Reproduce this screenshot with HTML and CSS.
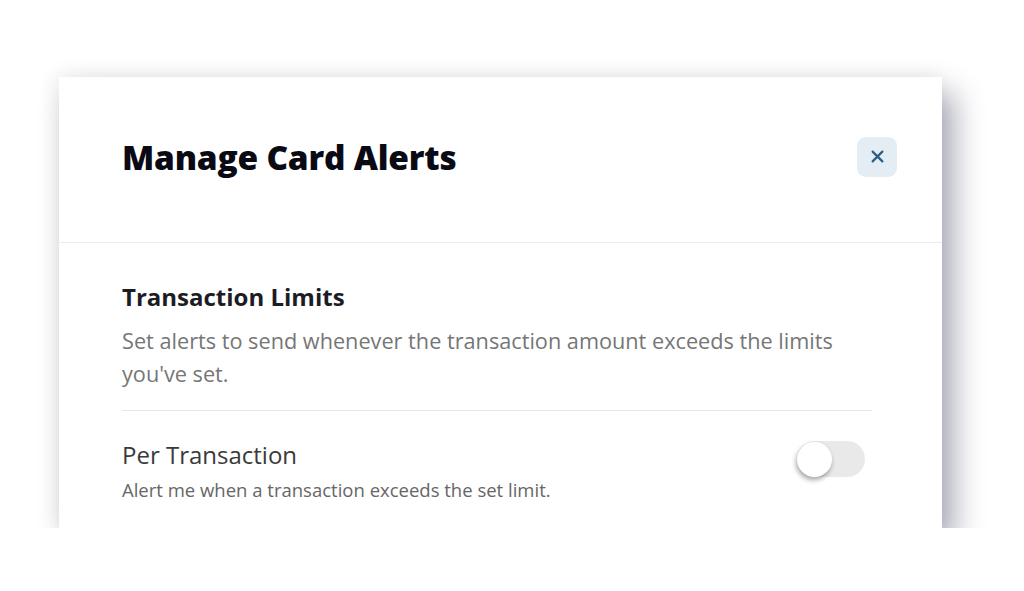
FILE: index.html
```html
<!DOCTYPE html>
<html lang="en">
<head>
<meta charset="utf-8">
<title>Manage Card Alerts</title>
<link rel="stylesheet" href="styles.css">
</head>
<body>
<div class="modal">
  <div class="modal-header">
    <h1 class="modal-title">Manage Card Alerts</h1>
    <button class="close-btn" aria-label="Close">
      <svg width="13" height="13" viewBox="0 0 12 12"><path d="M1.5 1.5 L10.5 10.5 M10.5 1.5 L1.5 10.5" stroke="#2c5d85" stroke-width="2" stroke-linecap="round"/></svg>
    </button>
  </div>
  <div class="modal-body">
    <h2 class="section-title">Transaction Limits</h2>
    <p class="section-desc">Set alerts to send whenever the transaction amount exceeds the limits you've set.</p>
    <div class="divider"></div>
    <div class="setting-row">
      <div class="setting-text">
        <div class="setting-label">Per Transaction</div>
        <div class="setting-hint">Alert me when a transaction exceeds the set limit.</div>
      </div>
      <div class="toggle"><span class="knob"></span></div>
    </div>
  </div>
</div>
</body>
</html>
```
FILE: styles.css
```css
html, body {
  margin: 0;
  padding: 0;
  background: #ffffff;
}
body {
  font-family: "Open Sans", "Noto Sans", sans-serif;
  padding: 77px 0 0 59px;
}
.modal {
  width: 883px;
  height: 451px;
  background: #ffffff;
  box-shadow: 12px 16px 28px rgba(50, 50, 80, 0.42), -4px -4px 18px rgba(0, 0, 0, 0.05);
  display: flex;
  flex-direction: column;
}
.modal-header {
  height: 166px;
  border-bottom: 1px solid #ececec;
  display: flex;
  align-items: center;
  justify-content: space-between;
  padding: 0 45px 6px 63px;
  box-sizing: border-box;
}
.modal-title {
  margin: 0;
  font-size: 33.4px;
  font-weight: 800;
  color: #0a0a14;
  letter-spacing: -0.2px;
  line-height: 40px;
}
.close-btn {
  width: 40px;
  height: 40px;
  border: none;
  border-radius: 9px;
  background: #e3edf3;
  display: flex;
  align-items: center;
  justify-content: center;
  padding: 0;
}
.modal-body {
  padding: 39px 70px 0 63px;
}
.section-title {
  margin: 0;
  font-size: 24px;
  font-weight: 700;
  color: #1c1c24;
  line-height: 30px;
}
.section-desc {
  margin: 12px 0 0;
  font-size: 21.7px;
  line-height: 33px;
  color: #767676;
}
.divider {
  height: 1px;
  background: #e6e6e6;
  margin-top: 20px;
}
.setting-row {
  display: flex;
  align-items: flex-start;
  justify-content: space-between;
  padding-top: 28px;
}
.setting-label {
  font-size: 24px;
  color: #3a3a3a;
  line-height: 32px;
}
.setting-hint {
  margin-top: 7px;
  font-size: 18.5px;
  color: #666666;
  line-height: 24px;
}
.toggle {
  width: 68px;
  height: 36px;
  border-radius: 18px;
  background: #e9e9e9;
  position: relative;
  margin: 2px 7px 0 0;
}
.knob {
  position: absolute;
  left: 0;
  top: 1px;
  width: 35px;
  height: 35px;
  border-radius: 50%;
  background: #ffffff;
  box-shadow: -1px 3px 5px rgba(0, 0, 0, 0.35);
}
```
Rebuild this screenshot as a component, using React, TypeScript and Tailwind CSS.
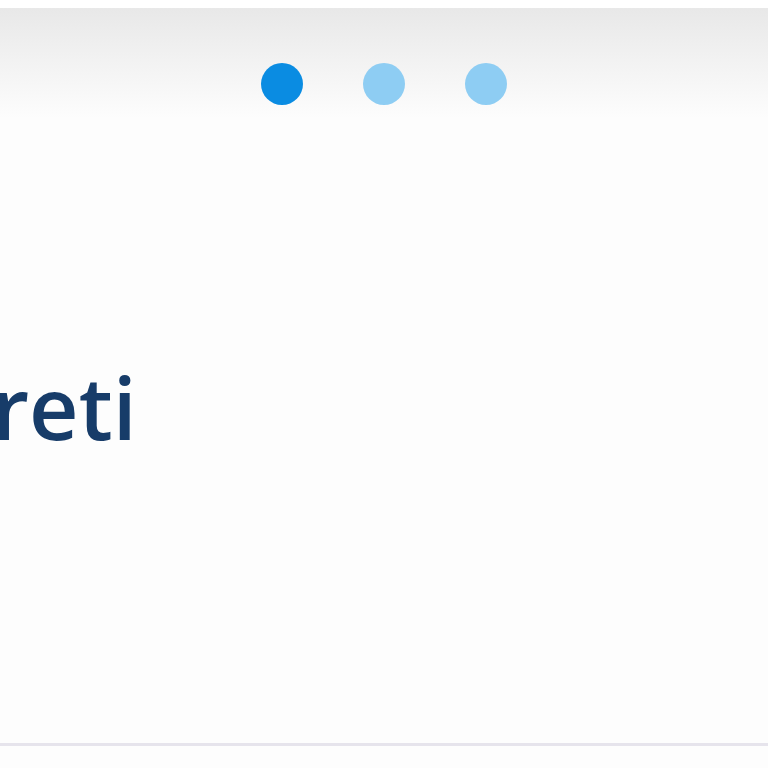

##############################

Task to carry out —
Count the lines in the records above that contain the word "screenshot", and reply with only that number.

Reply —
2